そんな中、1冊の本が目に付きました。「気がついた時には、火のついたベッドに寝ていた」という不思議なタイトルの本です。処分するために手に取ったのですが、少し読んでから処分しようと考えが変わり、読んでみたら面白かった。

この本は40の短いエッセイで綴られており、そのどれもが見事な出来栄え。哲学的な語り口ながらも読みやすく、理解しやすい文章です。そして心が暖かくなるエピソードや、くすっと笑えるユーモアを挟み、最終的に読者に思考の時間を勧誘して終わります。

どれも本当によくできていますが、店主のお気に入りは 『ジョン・ピアポントという男』と『ギリシアについて』です。最後の謎解きというか、伏線回収するところに惹かれました。
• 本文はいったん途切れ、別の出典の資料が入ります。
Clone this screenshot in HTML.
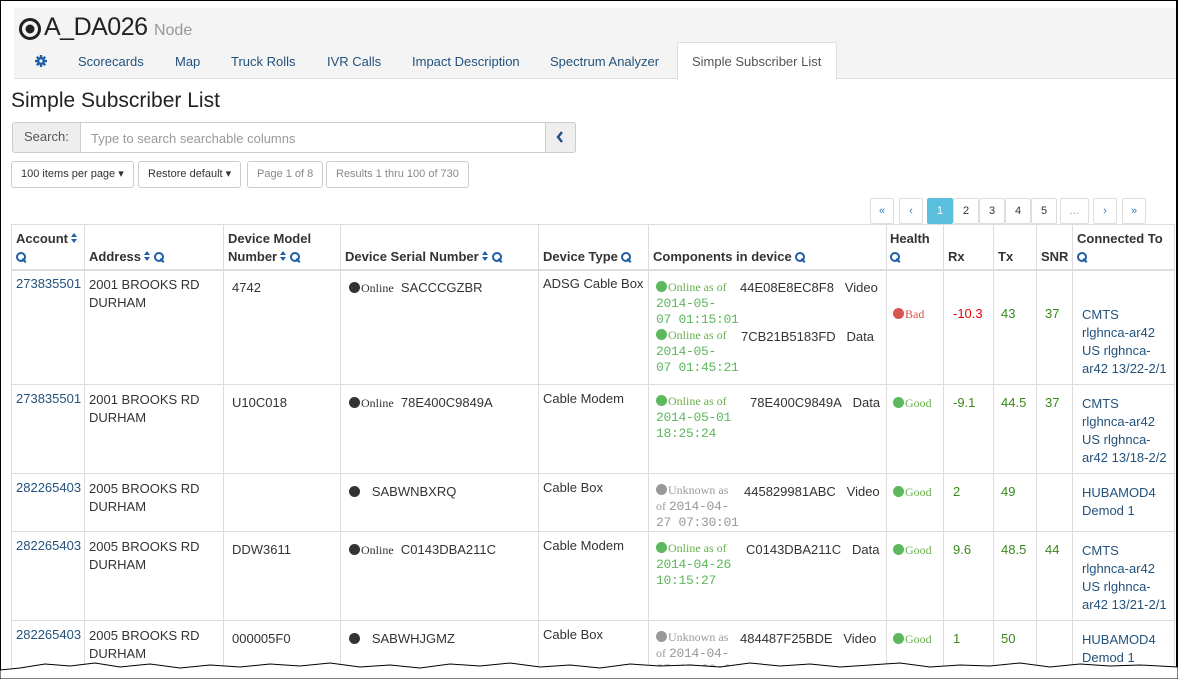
<!DOCTYPE html>
<html><head><meta charset="utf-8"><style>
*{margin:0;padding:0;box-sizing:border-box}
body{width:1178px;height:679px;position:relative;background:#fff;font-family:"Liberation Sans",Arial,sans-serif;font-size:13px;color:#333;overflow:hidden}
.a{position:absolute;white-space:nowrap}
.l{color:#23527c}
.hl{position:absolute;background:#ddd;height:1px}
.vl{position:absolute;background:#ddd;width:1px}
.th{font-weight:bold;color:#333}
.q{display:inline-block;width:10px;height:10px;position:relative;vertical-align:-1px;margin-left:3px}
.q:before{content:"";position:absolute;left:0;top:0;width:6px;height:6px;border:2px solid #1f5fa6;border-radius:50%}
.q:after{content:"";position:absolute;left:7px;top:6px;width:2px;height:5px;background:#1f5fa6;transform:rotate(-45deg)}
.s{display:inline-block;width:7px;height:11px;position:relative;vertical-align:-1px;margin-left:3px}
.s:before{content:"";position:absolute;left:0;top:0;border:3.5px solid transparent;border-bottom:4px solid #1f5fa6;border-top:0}
.s:after{content:"";position:absolute;left:0;top:6px;border:3.5px solid transparent;border-top:4px solid #1f5fa6;border-bottom:0}
.dot{display:inline-block;width:11px;height:11px;border-radius:50%;background:#333;vertical-align:-1px;margin-right:1px}
.on{font-family:"Liberation Serif",serif;font-size:12px}
.g{color:#5cb85c}.gd{background:#5cb85c}.gr{background:#999}
.grn{font-family:"Liberation Serif",serif;font-size:12px;color:#6ab04c}
.gray{font-family:"Liberation Serif",serif;font-size:12px;color:#999}
.dt{font-family:"Liberation Mono",monospace;font-size:13px;line-height:15px;letter-spacing:-0.3px}
.btn{position:absolute;border:1px solid #ccc;border-radius:3px;height:27px;font-size:11px;line-height:25px;padding:0 9px;background:#fff}
.pg{position:absolute;top:198px;height:26px;border:1px solid #ddd;border-radius:2px;font-size:11px;line-height:24px;text-align:center;color:#337ab7;background:#fff}
</style></head><body>
<div class="a" style="left:0;top:0;width:1px;height:670px;background:#000"></div>
<div class="a" style="left:1176px;top:0;width:2px;height:670px;background:#000"></div>
<div class="a" style="left:0;top:0;width:1178px;height:1px;background:#000"></div>
<!-- header -->
<div class="a" style="left:14px;top:8px;width:1162px;height:71px;background:#f4f4f4;border-bottom:1px solid #ddd"></div>
<svg class="a" style="left:18px;top:17px" width="24" height="24" viewBox="0 0 24 24"><circle cx="12" cy="12" r="9.5" fill="none" stroke="#222" stroke-width="3"/><circle cx="12" cy="12" r="4.5" fill="#222"/></svg>
<div class="a" style="left:44px;top:13px;font-size:25px;color:#222;letter-spacing:-0.5px">A_DA026 <span style="font-size:16px;color:#999;letter-spacing:0">Node</span></div>
<svg class="a" style="left:35px;top:55px" width="12" height="12" viewBox="0 0 12 12"><circle cx="6" cy="6" r="4" fill="#1f5fa6"/><g stroke="#1f5fa6" stroke-width="2.4"><line x1="6" y1="0" x2="6" y2="12"/><line x1="0" y1="6" x2="12" y2="6"/><line x1="1.8" y1="1.8" x2="10.2" y2="10.2"/><line x1="10.2" y1="1.8" x2="1.8" y2="10.2"/></g><circle cx="6" cy="6" r="1.6" fill="#f4f4f4"/></svg>
<div class="a l" style="left:78px;top:54px">Scorecards</div>
<div class="a l" style="left:175px;top:54px">Map</div>
<div class="a l" style="left:231px;top:54px">Truck Rolls</div>
<div class="a l" style="left:327px;top:54px">IVR Calls</div>
<div class="a l" style="left:412px;top:54px">Impact Description</div>
<div class="a l" style="left:550px;top:54px">Spectrum Analyzer</div>
<div class="a" style="left:677px;top:42px;width:160px;height:38px;background:#fff;border:1px solid #ddd;border-bottom:0;border-radius:3px 3px 0 0"></div>
<div class="a" style="left:692px;top:54px;color:#555">Simple Subscriber List</div>
<div class="a" style="left:11px;top:89px;font-size:21px;color:#222">Simple Subscriber List</div>
<!-- search -->
<div class="a" style="left:12px;top:122px;width:564px;height:31px;border:1px solid #ccc;border-radius:3px;background:#eee"></div>
<div class="a" style="left:24px;top:129px;color:#555">Search:</div>
<div class="a" style="left:80px;top:122px;width:466px;height:31px;border:1px solid #ccc;background:#fff"></div>
<div class="a" style="left:91px;top:131px;color:#999">Type to search searchable columns</div>
<svg class="a" style="left:556px;top:131px" width="8" height="12" viewBox="0 0 8 12"><path d="M6 1 L2 6 L6 11" fill="none" stroke="#1f4f8a" stroke-width="2.4"/></svg>
<div class="btn" style="left:11px;top:161px;color:#333">100 items per page ▾</div>
<div class="btn" style="left:138px;top:161px;color:#333">Restore default ▾</div>
<div class="btn" style="left:247px;top:161px;color:#888">Page 1 of 8</div>
<div class="btn" style="left:326px;top:161px;color:#888">Results 1 thru 100 of 730</div>
<!-- pagination -->
<div class="pg" style="left:870px;width:24px">«</div>
<div class="pg" style="left:899px;width:24px">‹</div>
<div class="pg" style="left:927px;width:26px;background:#5bc0de;border-color:#5bc0de;color:#fff">1</div>
<div class="pg" style="left:953px;width:26px;color:#333">2</div>
<div class="pg" style="left:979px;width:26px;color:#333">3</div>
<div class="pg" style="left:1005px;width:26px;color:#333">4</div>
<div class="pg" style="left:1031px;width:26px;color:#333">5</div>
<div class="pg" style="left:1060px;width:29px;color:#999">…</div>
<div class="pg" style="left:1093px;width:24px">›</div>
<div class="pg" style="left:1122px;width:24px">»</div>
<!-- grid lines -->
<div class="hl" style="left:11px;top:224px;width:1164px"></div>
<div class="hl" style="left:11px;top:269px;width:1164px;height:2px"></div>
<div class="hl" style="left:11px;top:384px;width:1164px"></div>
<div class="hl" style="left:11px;top:473px;width:1164px"></div>
<div class="hl" style="left:11px;top:531px;width:1164px"></div>
<div class="hl" style="left:11px;top:620px;width:1164px"></div>
<div class="vl" style="left:11px;top:224px;height:450px"></div>
<div class="vl" style="left:84px;top:224px;height:450px"></div>
<div class="vl" style="left:223px;top:224px;height:450px"></div>
<div class="vl" style="left:340px;top:224px;height:450px"></div>
<div class="vl" style="left:538px;top:224px;height:450px"></div>
<div class="vl" style="left:648px;top:224px;height:450px"></div>
<div class="vl" style="left:886px;top:224px;height:450px"></div>
<div class="vl" style="left:943px;top:224px;height:450px"></div>
<div class="vl" style="left:993px;top:224px;height:450px"></div>
<div class="vl" style="left:1036px;top:224px;height:450px"></div>
<div class="vl" style="left:1072px;top:224px;height:450px"></div>
<div class="vl" style="left:1174px;top:224px;height:450px"></div>
<!-- headers -->
<div class="a th" style="left:16px;top:231px">Account<span class="s"></span></div>
<div class="a th" style="left:13px;top:249px"><span class="q"></span></div>
<div class="a th" style="left:89px;top:249px">Address<span class="s"></span><span class="q"></span></div>
<div class="a th" style="left:228px;top:231px">Device Model</div>
<div class="a th" style="left:228px;top:249px">Number<span class="s"></span><span class="q"></span></div>
<div class="a th" style="left:345px;top:249px">Device Serial Number<span class="s"></span><span class="q"></span></div>
<div class="a th" style="left:543px;top:249px">Device Type<span class="q"></span></div>
<div class="a th" style="left:653px;top:249px">Components in device<span class="q"></span></div>
<div class="a th" style="left:890px;top:231px">Health</div>
<div class="a th" style="left:887px;top:249px"><span class="q"></span></div>
<div class="a th" style="left:948px;top:249px">Rx</div>
<div class="a th" style="left:998px;top:249px">Tx</div>
<div class="a th" style="left:1041px;top:249px">SNR</div>
<div class="a th" style="left:1077px;top:231px">Connected To</div>
<div class="a th" style="left:1074px;top:249px"><span class="q"></span></div>
<!-- row1 -->
<div class="a l" style="left:16px;top:276px">273835501</div>
<div class="a" style="left:89px;top:276px;line-height:18px">2001 BROOKS RD<br>DURHAM</div>
<div class="a" style="left:232px;top:280px">4742</div>
<div class="a" style="left:349px;top:280px"><span class="dot"></span><span class="on">Online</span>&nbsp; SACCCGZBR</div>
<div class="a" style="left:543px;top:276px">ADSG Cable Box</div>
<div class="a" style="left:656px;top:279px;line-height:15px"><span class="dot gd"></span><span class="grn">Online as of</span><br><span class="dt g">2014-05-<br>07 01:15:01</span></div>
<div class="a" style="left:740px;top:280px">44E08E8EC8F8&nbsp;&nbsp; Video</div>
<div class="a" style="left:656px;top:327px;line-height:15px"><span class="dot gd"></span><span class="grn">Online as of</span><br><span class="dt g">2014-05-<br>07 01:45:21</span></div>
<div class="a" style="left:741px;top:329px">7CB21B5183FD&nbsp;&nbsp; Data</div>
<div class="a" style="left:893px;top:306px"><span class="dot" style="background:#d9534f"></span><span class="on" style="color:#d9534f">Bad</span></div>
<div class="a" style="left:953px;top:306px;color:#e00">-10.3</div>
<div class="a" style="left:1001px;top:306px;color:#3a8a1a">43</div>
<div class="a" style="left:1045px;top:306px;color:#3a8a1a">37</div>
<div class="a l" style="left:1082px;top:306px;line-height:18px">CMTS<br>rlghnca-ar42<br>US rlghnca-<br>ar42 13/22-2/1</div>
<!-- row2 -->
<div class="a l" style="left:16px;top:391px">273835501</div>
<div class="a" style="left:89px;top:391px;line-height:18px">2001 BROOKS RD<br>DURHAM</div>
<div class="a" style="left:232px;top:395px">U10C018</div>
<div class="a" style="left:349px;top:395px"><span class="dot"></span><span class="on">Online</span>&nbsp; 78E400C9849A</div>
<div class="a" style="left:543px;top:391px">Cable Modem</div>
<div class="a" style="left:656px;top:393px;line-height:15px"><span class="dot gd"></span><span class="grn">Online as of</span><br><span class="dt g">2014-05-01<br>18:25:24</span></div>
<div class="a" style="left:750px;top:395px">78E400C9849A&nbsp;&nbsp; Data</div>
<div class="a" style="left:893px;top:395px"><span class="dot gd"></span><span class="grn">Good</span></div>
<div class="a" style="left:953px;top:395px;color:#3a8a1a">-9.1</div>
<div class="a" style="left:1001px;top:395px;color:#3a8a1a">44.5</div>
<div class="a" style="left:1045px;top:395px;color:#3a8a1a">37</div>
<div class="a l" style="left:1082px;top:395px;line-height:18px">CMTS<br>rlghnca-ar42<br>US rlghnca-<br>ar42 13/18-2/2</div>
<!-- row3 -->
<div class="a l" style="left:16px;top:480px">282265403</div>
<div class="a" style="left:89px;top:480px;line-height:18px">2005 BROOKS RD<br>DURHAM</div>
<div class="a" style="left:349px;top:484px"><span class="dot"></span>&nbsp;&nbsp; SABWNBXRQ</div>
<div class="a" style="left:543px;top:480px">Cable Box</div>
<div class="a" style="left:656px;top:482px;line-height:15px"><span class="dot gr"></span><span class="gray">Unknown as</span><br><span class="gray">of </span><span class="dt" style="color:#999">2014-04-<br>27 07:30:01</span></div>
<div class="a" style="left:744px;top:484px">445829981ABC&nbsp;&nbsp; Video</div>
<div class="a" style="left:893px;top:484px"><span class="dot gd"></span><span class="grn">Good</span></div>
<div class="a" style="left:953px;top:484px;color:#3a8a1a">2</div>
<div class="a" style="left:1001px;top:484px;color:#3a8a1a">49</div>
<div class="a l" style="left:1082px;top:484px;line-height:18px">HUBAMOD4<br>Demod 1</div>
<!-- row4 -->
<div class="a l" style="left:16px;top:538px">282265403</div>
<div class="a" style="left:89px;top:538px;line-height:18px">2005 BROOKS RD<br>DURHAM</div>
<div class="a" style="left:232px;top:542px">DDW3611</div>
<div class="a" style="left:349px;top:542px"><span class="dot"></span><span class="on">Online</span>&nbsp; C0143DBA211C</div>
<div class="a" style="left:543px;top:538px">Cable Modem</div>
<div class="a" style="left:656px;top:540px;line-height:15px"><span class="dot gd"></span><span class="grn">Online as of</span><br><span class="dt g">2014-04-26<br>10:15:27</span></div>
<div class="a" style="left:746px;top:542px">C0143DBA211C&nbsp;&nbsp; Data</div>
<div class="a" style="left:893px;top:542px"><span class="dot gd"></span><span class="grn">Good</span></div>
<div class="a" style="left:953px;top:542px;color:#3a8a1a">9.6</div>
<div class="a" style="left:1001px;top:542px;color:#3a8a1a">48.5</div>
<div class="a" style="left:1045px;top:542px;color:#3a8a1a">44</div>
<div class="a l" style="left:1082px;top:542px;line-height:18px">CMTS<br>rlghnca-ar42<br>US rlghnca-<br>ar42 13/21-2/1</div>
<!-- row5 -->
<div class="a l" style="left:16px;top:627px">282265403</div>
<div class="a" style="left:89px;top:627px;line-height:18px">2005 BROOKS RD<br>DURHAM</div>
<div class="a" style="left:232px;top:631px">000005F0</div>
<div class="a" style="left:349px;top:631px"><span class="dot"></span>&nbsp;&nbsp; SABWHJGMZ</div>
<div class="a" style="left:543px;top:627px">Cable Box</div>
<div class="a" style="left:656px;top:629px;line-height:15px"><span class="dot gr"></span><span class="gray">Unknown as</span><br><span class="gray">of </span><span class="dt" style="color:#999">2014-04-<br>27 07:30:01</span></div>
<div class="a" style="left:740px;top:631px">484487F25BDE&nbsp;&nbsp; Video</div>
<div class="a" style="left:893px;top:631px"><span class="dot gd"></span><span class="grn">Good</span></div>
<div class="a" style="left:953px;top:631px;color:#3a8a1a">1</div>
<div class="a" style="left:1001px;top:631px;color:#3a8a1a">50</div>
<div class="a l" style="left:1082px;top:631px;line-height:18px">HUBAMOD4<br>Demod 1</div>
<!-- torn edge -->
<svg class="a" style="left:0;top:660px" width="1178" height="19" viewBox="0 0 1178 19"><path d="M0 10 L20 8 L45 4 L70 6 L95 3 L120 7 L150 4 L180 8 L210 5 L240 7 L270 4 L300 6 L330 3 L360 7 L390 5 L420 8 L450 4 L480 6 L510 3 L540 7 L570 5 L600 8 L630 4 L660 6 L690 5 L720 7 L750 3 L780 6 L810 4 L840 7 L870 5 L900 3 L930 7 L960 5 L990 6 L1020 3 L1050 7 L1080 4 L1110 6 L1140 5 L1178 7 L1178 19 L0 19Z" fill="#fff" stroke="#000" stroke-width="1"/></svg>
</body></html>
しかし、よくよく調べてみるとこの本の著者は大ベストセラーの「人生に必要な知恵はすべて幼稚園の砂場で学んだ」を書かれたロバート・フルガムさんでした。そりゃまあ、いいはずだわ…でも、店主はこちらの「火のついたベッド」の方が好きですね。自分だけの本、という気がしますし。

捨てる予定だった本を読んで面白いと思えるなんて、古本屋はなんて素敵な商売でしょう。ただ単に店主がケチなだけかもしれませんが、それでも偶然の出会いに感謝です。そして最後に本音を書けば、多くの人が振り向かない本を読み、自分の個性を磨き、際立たせることが出来ればなと打算的に思います。